Is Your Home Ready for Your Senior Years?



To stay in the home you know and love through your twilight years is a widely shared desire. It’s easy to appreciate. For many, it’s owned outright, you know where everything is, you feel safe there, your friends live near, and it simply feels like home in a way that no other place ever could. Maintaining your home as you get older becomes an increasingly difficult and often dangerous task.


As we’re aging, our home is aging as well. From the roof to the foundation, every passing year means each component gets closer to failure or obsolescence and from time to time, we will need contractors, repair people, handymen, plumbers, and electricians to keep things operating safely and properly. Unfortunately, our ability to competently manage these companies and service people lessens with our physical health and mental acuity. Being able to discern whether or not a component needs replacement or repair and how much that should cost becomes trickier as we get older. A simple internet search for elderly people getting ripped off by contractors pulls up hundreds of articles. Sadly, these articles appear only after the offence has been committed. Today, I read a sad article about a couple who paid a contractor over $50,000 for some home repairs and got nothing in return. Others, have had items stolen from their home by repair people they trusted.

Many older homeowners have the benefit of relying on their adult children to help them manage these needs and protect them from making expensive mistakes. Others either don’t have any children close enough or competent enough to be effective or simply don’t have anyone at all. Too many find themselves vulnerable and exposed. When that hot water heater gives out, they find themselves at the mercy of whoever answers their call.

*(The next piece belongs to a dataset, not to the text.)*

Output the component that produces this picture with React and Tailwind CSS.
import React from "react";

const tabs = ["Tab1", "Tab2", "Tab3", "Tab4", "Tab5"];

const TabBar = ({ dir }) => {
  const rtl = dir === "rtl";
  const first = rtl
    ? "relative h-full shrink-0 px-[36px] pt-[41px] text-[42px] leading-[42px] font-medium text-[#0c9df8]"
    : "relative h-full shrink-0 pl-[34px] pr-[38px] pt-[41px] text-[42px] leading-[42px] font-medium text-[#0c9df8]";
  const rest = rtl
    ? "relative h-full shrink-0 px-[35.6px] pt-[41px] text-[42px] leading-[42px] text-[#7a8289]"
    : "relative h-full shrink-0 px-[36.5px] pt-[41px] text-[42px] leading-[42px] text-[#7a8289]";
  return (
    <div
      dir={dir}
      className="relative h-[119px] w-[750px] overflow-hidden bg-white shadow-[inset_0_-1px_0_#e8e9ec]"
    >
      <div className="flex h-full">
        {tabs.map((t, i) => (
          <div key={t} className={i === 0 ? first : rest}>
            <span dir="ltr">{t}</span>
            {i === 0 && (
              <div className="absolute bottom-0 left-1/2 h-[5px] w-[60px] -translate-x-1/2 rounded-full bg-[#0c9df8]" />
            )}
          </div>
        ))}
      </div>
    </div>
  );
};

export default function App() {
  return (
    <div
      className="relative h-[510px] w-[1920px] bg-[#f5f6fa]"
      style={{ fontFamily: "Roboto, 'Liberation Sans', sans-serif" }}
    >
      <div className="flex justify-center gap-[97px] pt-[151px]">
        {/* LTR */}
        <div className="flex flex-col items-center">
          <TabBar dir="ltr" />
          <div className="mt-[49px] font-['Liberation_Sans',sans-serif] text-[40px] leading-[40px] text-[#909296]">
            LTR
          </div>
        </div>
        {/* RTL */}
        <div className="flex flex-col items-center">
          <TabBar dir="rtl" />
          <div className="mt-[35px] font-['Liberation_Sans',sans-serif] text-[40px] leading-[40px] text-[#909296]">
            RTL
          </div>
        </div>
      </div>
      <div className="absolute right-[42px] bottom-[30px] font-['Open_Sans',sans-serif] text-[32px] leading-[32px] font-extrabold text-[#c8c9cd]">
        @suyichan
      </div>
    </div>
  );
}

One way to minimize these risks is to get ahead of them. Prepare your home for the future while you still have the energy and the where-with-all to manage repairs and upgrades responsibly. If you’re in your late sixties or seventies and in reasonable health, one of the smartest things you can do is prepare your home to last the next 20 years, minimizing the need for repairs and replacements in the future. It’s impossible to know exactly when your furnace will give out, but we do know that it’s unlikely that a 14-year-old furnace will be operating safely or at all 10 years from now. Many of the systems and components in our homes have predictable life spans. Being realistic about the useful lives of these things will serve you well.

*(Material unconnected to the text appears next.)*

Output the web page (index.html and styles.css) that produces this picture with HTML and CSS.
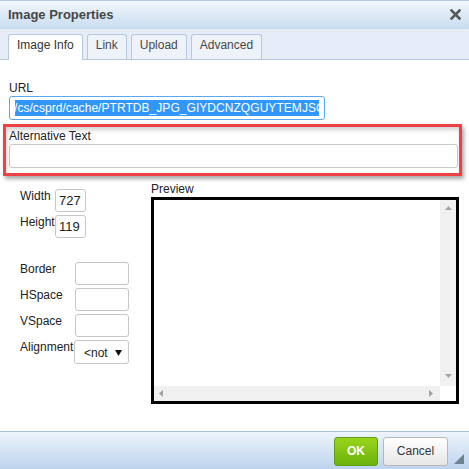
FILE: index.html
```html
<!DOCTYPE html>
<html>
<head>
<meta charset="utf-8">
<title>Image Properties</title>
<link rel="stylesheet" href="styles.css">
</head>
<body>
<div class="dialog">
  <div class="titlebar">
    <span class="title">Image Properties</span>
    <svg class="close" width="11" height="11" viewBox="0 0 11 11"><path d="M1.5 1.5 L9.5 9.5 M9.5 1.5 L1.5 9.5" stroke="#595959" stroke-width="2.6" stroke-linecap="square"/></svg>
  </div>
  <div class="tabs">
    <div class="tab active">Image Info</div>
    <div class="tab">Link</div>
    <div class="tab">Upload</div>
    <div class="tab">Advanced</div>
  </div>
  <div class="content">
    <label class="label">URL</label>
    <div class="input url-input"><div class="url-clip"><span class="sel">/cs/csprd/cache/PTRTDB_JPG_GIYDCNZQGUYTEMJSC</span></div></div>
    <div class="highlight">
      <label class="label">Alternative Text</label>
      <div class="input alt-input"></div>
    </div>
    <div class="lower">
      <div class="dims">
        <div class="grid size-grid">
          <span class="label">Width</span>
          <div class="input small">727</div>
          <span class="label">Height</span>
          <div class="input small">119</div>
        </div>
        <div class="grid space-grid">
          <span class="label">Border</span>
          <div class="input"></div>
          <span class="label">HSpace</span>
          <div class="input"></div>
          <span class="label">VSpace</span>
          <div class="input"></div>
          <span class="label">Alignment</span>
          <div class="input select"><span>&lt;not</span><svg width="7" height="6" viewBox="0 0 7 6"><path d="M0 0 H7 L3.5 6 Z" fill="#111"/></svg></div>
        </div>
      </div>
      <div class="preview-col">
        <span class="label">Preview</span>
        <div class="preview-box">
          <div class="preview-area"></div>
          <div class="vbar">
            <svg width="7" height="4" viewBox="0 0 7 4"><path d="M0 4 L3.5 0 L7 4 Z" fill="#a3a3a3"/></svg>
            <svg width="7" height="4" viewBox="0 0 7 4"><path d="M0 0 H7 L3.5 4 Z" fill="#a3a3a3"/></svg>
          </div>
          <div class="hbar">
            <svg width="4" height="7" viewBox="0 0 4 7"><path d="M4 0 V7 L0 3.5 Z" fill="#a3a3a3"/></svg>
            <svg width="4" height="7" viewBox="0 0 4 7"><path d="M0 0 V7 L4 3.5 Z" fill="#a3a3a3"/></svg>
          </div>
          <div class="corner"></div>
        </div>
      </div>
    </div>
  </div>
  <div class="footer">
    <div class="btn ok">OK</div>
    <div class="btn cancel">Cancel</div>
    <svg class="grip" width="10" height="10" viewBox="0 0 10 10"><path d="M10 0 V10 H0 Z" fill="#6f8092"/></svg>
  </div>
</div>
</body>
</html>
```
FILE: styles.css
```css
* { box-sizing: border-box; }
html, body { margin: 0; padding: 0; }
body {
  width: 469px;
  height: 469px;
  overflow: hidden;
  background: #fff;
  font-family: "Liberation Sans", Arial, sans-serif;
  font-size: 12px;
  color: #222;
}
.dialog {
  width: 469px;
  height: 469px;
  display: flex;
  flex-direction: column;
}
.titlebar {
  flex: none;
  height: 29px;
  display: flex;
  align-items: center;
  justify-content: space-between;
  padding: 0 8px 1px 8px;
  border-top: 1px solid #b5cbe3;
  background: linear-gradient(#f2f7fc, #c8dcf0);
}
.title {
  font-size: 13px;
  font-weight: bold;
  color: #474747;
  line-height: 16px;
}
.close { display: block; }
.tabs {
  flex: none;
  height: 31px;
  display: flex;
  align-items: flex-end;
  gap: 4px;
  padding-left: 8px;
  background: #e6edf8;
  border-bottom: 1px solid #b6c9df;
}
.tab {
  height: 25px;
  padding: 0 8px;
  border: 1px solid #b6c9df;
  border-bottom: none;
  border-radius: 3px 3px 0 0;
  background: #eef3fa;
  color: #474747;
  font-size: 12px;
  line-height: 21px;
}
.tab.active {
  height: 26px;
  margin-bottom: -1px;
  background: #fff;
  color: #333;
}
.content {
  flex: 1;
  padding: 21px 11px 0 9px;
}
.label {
  display: block;
  line-height: 14px;
  color: #222;
}
.input {
  height: 23px;
  border: 1px solid #c6c6c6;
  border-radius: 3px;
  background: #fff;
}
.url-input {
  margin-top: 1px;
  width: 316px;
  height: 24px;
  border-color: #5aa9f0;
  padding: 0 5px;
  display: flex;
  align-items: center;
}
.url-clip {
  flex: 1;
  overflow: hidden;
  white-space: nowrap;
}
.sel {
  display: inline-block;
  background: #3297fd;
  color: #fff;
  font-size: 12px;
  line-height: 16px;
  margin-left: -1px;
  letter-spacing: 0.05px;
}
.highlight {
  margin: 4px -4px 0 -6px;
  border: 3px solid #ef4044;
  padding: 2px 1px 5px 3px;
  box-shadow: 2px 3px 4px rgba(0, 0, 0, 0.35), inset 1px 3px 4px rgba(0, 0, 0, 0.18);
}
.alt-input {
  margin-top: 1px;
  height: 24px;
}
.lower {
  display: flex;
  margin-top: 6px;
}
.dims {
  flex: none;
  width: 142px;
  padding: 7px 0 0 11px;
}
.grid {
  display: grid;
  row-gap: 3px;
  grid-auto-rows: 23px;
  align-items: start;
}
.size-grid { grid-template-columns: 35px 31px; }
.space-grid {
  margin-top: 24px;
  grid-template-columns: 55px 54px;
}
.small {
  font-size: 13px;
  line-height: 21px;
  padding-left: 3px;
  color: #222;
}
.select {
  height: 24px;
  display: flex;
  align-items: center;
  justify-content: space-between;
  padding: 1px 6px 0 9px;
  font-size: 12px;
  color: #222;
  margin-left: -1px;
}
.preview-col {
  flex: none;
  width: 308px;
}
.preview-box {
  margin-top: 1px;
  height: 207px;
  border: 3px solid #000;
  display: grid;
  grid-template-columns: 1fr 16px;
  grid-template-rows: 1fr 15px;
}
.preview-area { background: #fff; }
.vbar {
  background: #f0f0f0;
  display: flex;
  flex-direction: column;
  justify-content: space-between;
  align-items: center;
  padding: 6px 0 8px 0;
}
.hbar {
  background: #f0f0f0;
  display: flex;
  justify-content: space-between;
  align-items: center;
  padding: 0 7px 0 5px;
}
.corner { background: #fff; }
.vbar svg, .hbar svg { display: block; }
.footer {
  flex: none;
  height: 38px;
  display: flex;
  justify-content: flex-end;
  align-items: flex-start;
  gap: 5px;
  padding: 5px 5px 0 0;
  border-top: 1px solid #a8bed6;
  background: linear-gradient(#eef4fb, #bdd4ee);
}
.btn {
  height: 29px;
  border-radius: 3px;
  font-size: 12px;
  line-height: 27px;
  text-align: center;
}
.ok {
  width: 44px;
  border: 1px solid #5f9e14;
  background: linear-gradient(#9bd51c, #6ab20c);
  color: #fff;
  font-weight: bold;
}
.cancel {
  width: 65px;
  border: 1px solid #b8b8b8;
  background: linear-gradient(#ffffff, #e6e6e6);
  color: #333;
}
.grip {
  display: block;
  align-self: flex-end;
  margin: 0 0 5px 1px;
}
```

So how does one get ahead of predictable repairs and replacements? How can you tell which components are likely to last and which are not? Well, you could invite contractors and various technicians to evaluate your home, but keep in mind that most of these people have a product or service to sell.

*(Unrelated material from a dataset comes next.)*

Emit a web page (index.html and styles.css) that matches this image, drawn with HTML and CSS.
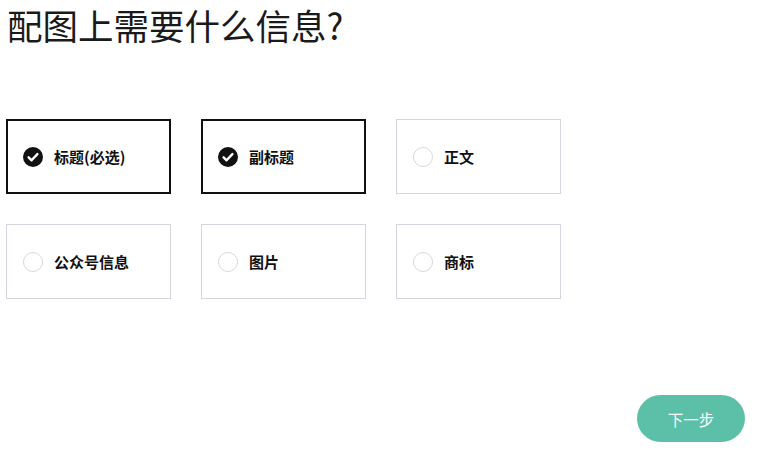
FILE: index.html
```html
<!DOCTYPE html>
<html lang="zh-CN">
<head>
  <meta charset="UTF-8" />
  <title>配图上需要什么信息？</title>
  <link rel="stylesheet" href="styles.css">
</head>
<body>
  <main class="page">
    <h1 class="page-title">配图上需要什么信息?</h1>

    <!-- 选项 -->
    <section class="option-grid">
      <div class="option is-checked">
        <span class="option-mark">
          <svg viewBox="0 0 20 20" width="20" height="20"><circle cx="10" cy="10" r="10" fill="#111"/><path d="M5.6 10.3l3 3 5.8-6.2" fill="none" stroke="#fff" stroke-width="2.4" stroke-linecap="round" stroke-linejoin="round"/></svg>
        </span>
        <span class="option-label">标题(必选)</span>
      </div>
      <div class="option is-checked">
        <span class="option-mark">
          <svg viewBox="0 0 20 20" width="20" height="20"><circle cx="10" cy="10" r="10" fill="#111"/><path d="M5.6 10.3l3 3 5.8-6.2" fill="none" stroke="#fff" stroke-width="2.4" stroke-linecap="round" stroke-linejoin="round"/></svg>
        </span>
        <span class="option-label">副标题</span>
      </div>
      <div class="option">
        <span class="option-mark option-mark--empty"></span>
        <span class="option-label">正文</span>
      </div>
      <div class="option">
        <span class="option-mark option-mark--empty"></span>
        <span class="option-label">公众号信息</span>
      </div>
      <div class="option">
        <span class="option-mark option-mark--empty"></span>
        <span class="option-label">图片</span>
      </div>
      <div class="option">
        <span class="option-mark option-mark--empty"></span>
        <span class="option-label">商标</span>
      </div>
    </section>

    <footer class="page-actions">
      <button class="next-button">下一步</button>
    </footer>
  </main>
</body>
</html>
```

FILE: styles.css
```css
* { box-sizing: border-box; margin: 0; padding: 0; }

html, body {
  background-color: #fff;
  color: #111;
  font-family: "Noto Sans CJK SC", "Noto Sans", sans-serif;
}

.page {
  min-height: 100vh;
  display: flex;
  flex-direction: column;
  padding: 0 14px 25px 6px;
}

.page-title {
  font-size: 35.5px;
  font-weight: 400;
  line-height: 42px;
  color: #1a1a1a;
  margin-top: 4px;
  padding-left: 1px;
}

.option-grid {
  margin-top: 73px;
  display: grid;
  grid-template-columns: repeat(3, 165px);
  grid-auto-rows: 75px;
  gap: 30px 30px;
}

.option {
  display: flex;
  align-items: center;
  gap: 11px;
  padding-left: 16px;
  border: 1px solid #d9d3de;
  background-color: #fff;
}

.option.is-checked {
  border: 2px solid #111;
  padding-left: 15px;
}

.option-mark {
  width: 20px;
  height: 20px;
  flex-shrink: 0;
  display: block;
}

.option-mark svg {
  display: block;
}

.option-mark--empty {
  border: 1px solid #d8d8dc;
  border-radius: 50%;
}

.option-label {
  font-size: 15px;
  font-weight: 700;
  color: #111;
}

.page-actions {
  margin-top: auto;
  display: flex;
  justify-content: flex-end;
}

.next-button {
  width: 108px;
  height: 47px;
  border: none;
  border-radius: 24px;
  background-color: #5cbfa8;
  color: #fff;
  font-family: inherit;
  font-size: 15.5px;
  cursor: pointer;
}
```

No, what’s better and safer is to get a professional and objective opinion

on the condition of your property from someone who’s only objective is to give you the truth. A professional, certified home inspector can offer a full evaluation, produce a written report and offer sound advice and insight for a reasonable fee. You can trust them because most home inspector trade associations prohibit its members from performing any repairs on the homes they inspect and/or profit from referring such repair people. A full home inspection typically costs between $400 and $600 for a single-family home and even less for a condo or townhome. Some even offer a repair estimate report that is based on averages in your area; this provides you a baseline for how much things should cost in materials and labor.


If you or someone you love is getting up there in age and is planning on staying in their home, I highly recommend a full home inspection by a certified home inspector. Getting out in front of predictable repairs, upgrades and replacements can protect everyone and help ensure that you or your loved ones never end up the victim of predatory practices that run rampant in the home repair and improvement industry.